Closing a Business in Romania doesn’t need to be a hassle. On the contrary, it can be a very good occasion for a fresh start. As long as it’s properly prepared. Let’s see how it’s done.
The steps I need to take before closing my Business in Romania relate to closing the business relationships I had when the company was up and running: talking to the employees about the situation and finding solutions for each of them, ending rent&utilities contracts, scrapping or selling assets, managing the company archive. The deadline for maintaining payroll documentation is 50 years, and the deadline for maintaining accounting records and other financial documents is 10 years, starting from the end of the financial year during which they were drafted. I can keep the company archive in my location or make use of the services of specialised archival firms. In case I have associates, the Companies Law sets up the legal framework for the archival of company documents: "After the approval of the accounts and the end of the distribution, the registers and the documents of the company [...] which will not be needed by any of the associates, will be filed to the associate designated by the majority."
Closing the business all starts with me appointing a lawyer and an accounting firm for the specific purpose of closing my company. Ideally, they know each other and have experience in working together, to facilitate communication throughout the process. For the accounting firm I will need a notarised power of attorney if I have never worked with them before. Both the lawyer and the accounting firm will analyse the company status, each from their specific point of view: the lawyer from the legal point of view and the accounting firm from the tax point of view. Afterwards, their paths will go in parallel but they need to maintain a close synchronisation, just in case something needs to be adjusted along the way.
The legal closure is handled in two stages: dissolution and deregistration. First, the lawyer drafts the shareholder decision - or shareholders, if I have associates in the company. If I don’t speak Romanian I need to ask the lawyer to prepare the document for me also in a language I understand. This will be important, to avoid future problems. The lawyer submits it to the Trade Registry and keeps an eye on the status, just in case a third party would appeal the Trade Registry dissolution decision.
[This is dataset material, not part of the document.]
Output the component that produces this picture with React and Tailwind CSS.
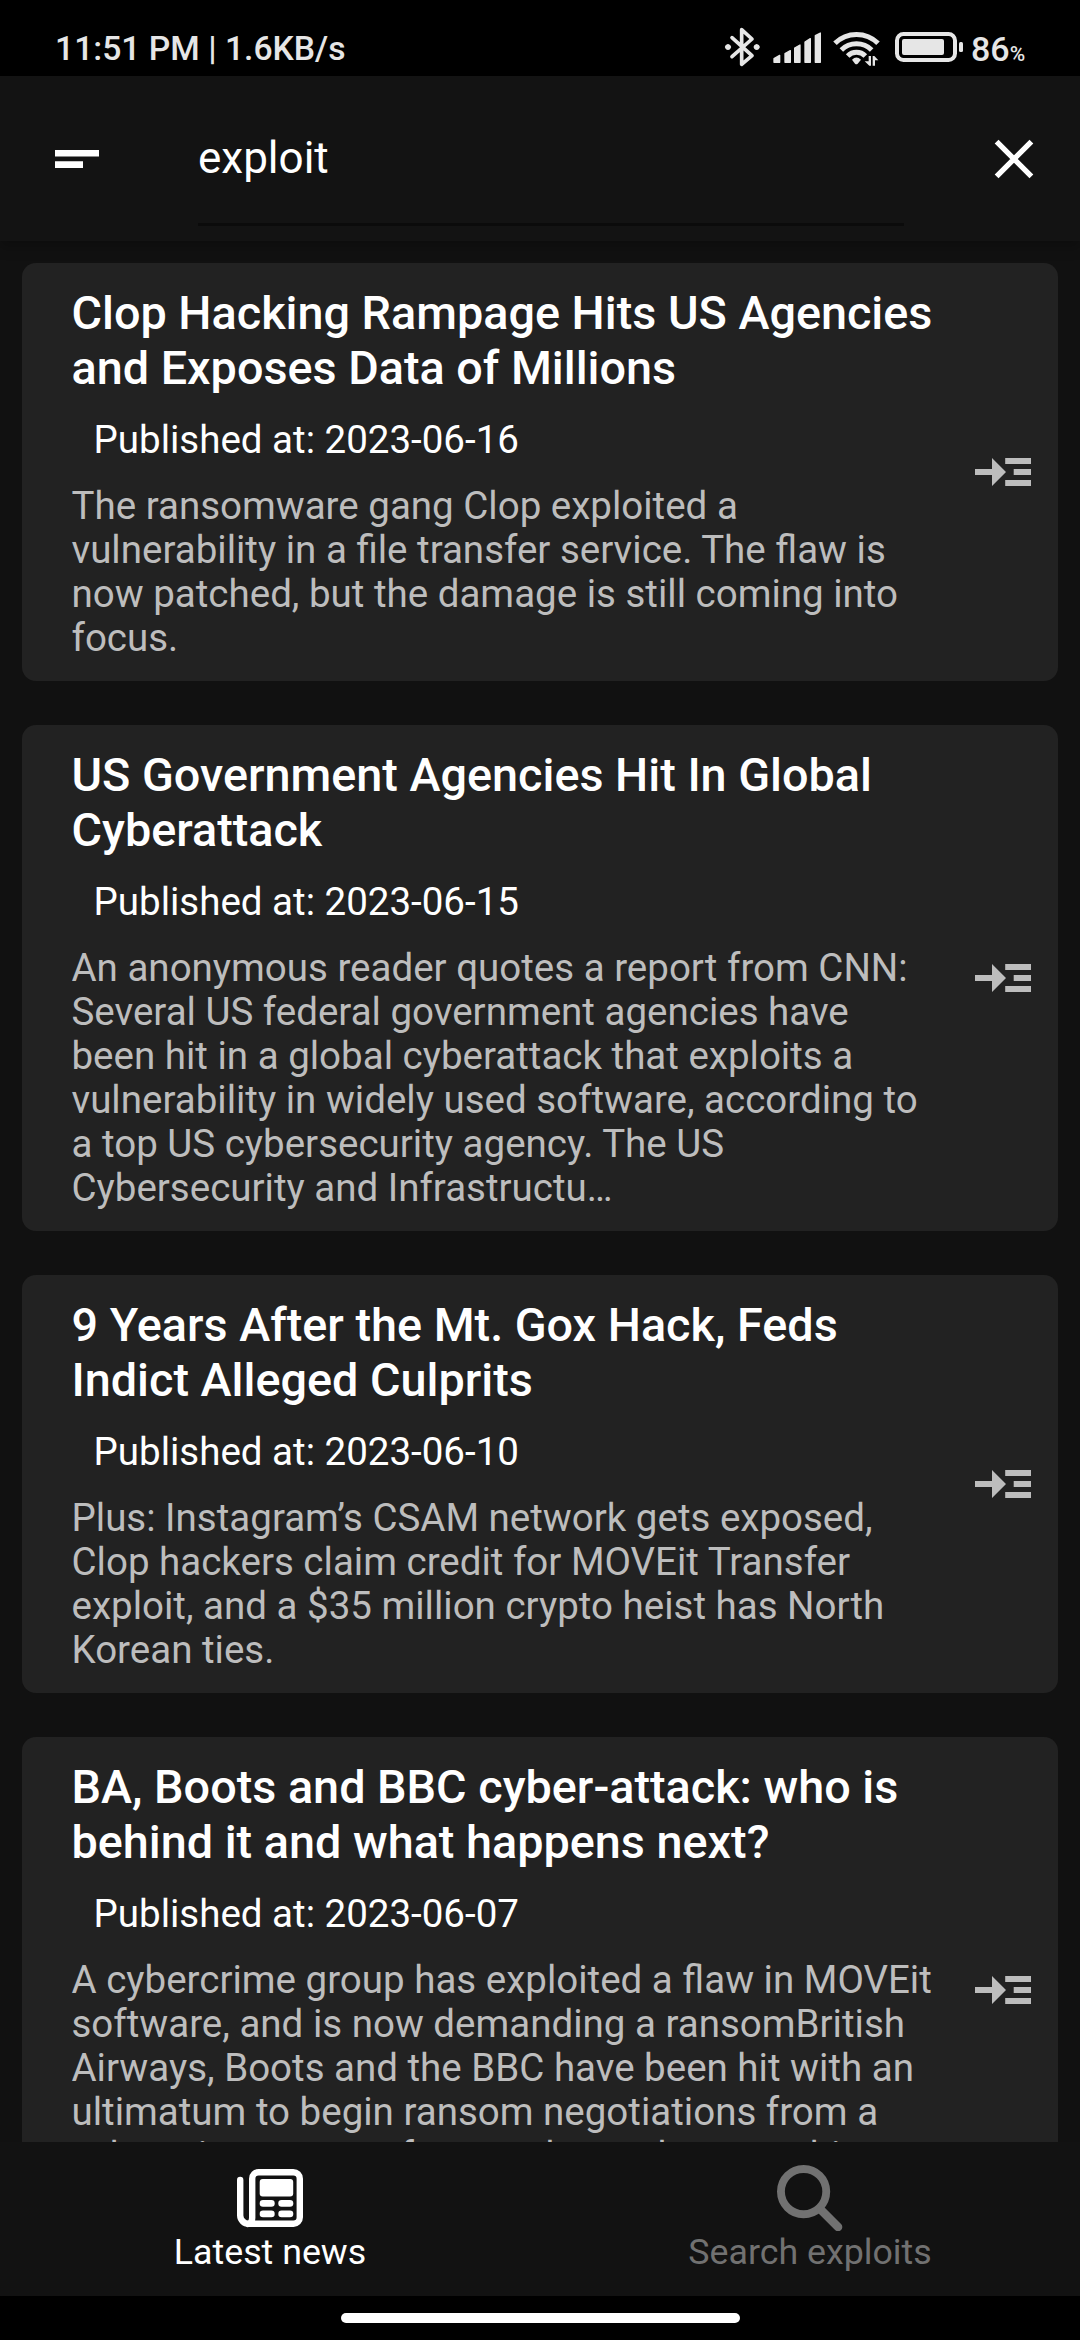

In parallel, on the accounting side, things move fast:
the accounting firm asks for a Tax Certificate from the Tax Agency and starts drafting a balance sheet at the beginning of the liquidation. In coordination with me, the accounting firm drafts an inventory and ensures that all accounting balances remain on 0: this is an important accounting rule, that all of the accounts need to remain on 0 before the actual start of the liquidation process. If I still have receivables I need to speak to my clients and recover the money, if I still have payables I need to pay my suppliers.
The next in line are taxes: regarding taxes due I need to pay all taxes before closing the firm.
Important aspects which may show up during the liquidation process can be treated mainly as exceptions, but it’s good to know them:
if I have filed a recent VAT refund request has been filed, the process needs to be cancelled and reorganised. The accounting firm will detect this situation before starting the liquidation procedure, via a routine VAT status check.
if I have an outstanding shareholder loan, I can use that for tax optimisation.
if my firm has amounts to recover from the medical leaves and I am not certain of getting that back until the liquidation date, that receivable can be treated like an asset and sold to a specialised third-party.
An interesting case is the one where I have recently changed my tax year but I still want to close the company: if I’ve changed it to anything else than the traditional January to December tax year, then I need to keep the company active until a full new year has passed.
Finally, the accounting firm drafts the balance sheet at the end of the liquidation and contacts the Tax Agency to ensure database update.
The Tax Agency issues the ending Tax Certificate which the accounting firm receives and forwards over to me.
In the meantime, the lawyer has waited for 30 days from the publication of the shareholders’ decision in the Romanian Official Gazette, if no opposition against the dissolution has been filed, and has initiated the second legal stage, the deregistration. She has prepared and submitted the deregistration statements to the Trade Registry and, once receiving the Deregistration Decision from the Trade Registry, forwards that to me.
Once I have on my desk both the ending Tax Certificate from the accounting firm and the Deregistration Decision from the Trade Registry, I am now in front of the proof that my Business in Romania is now closed - and I am ready for new beginnings.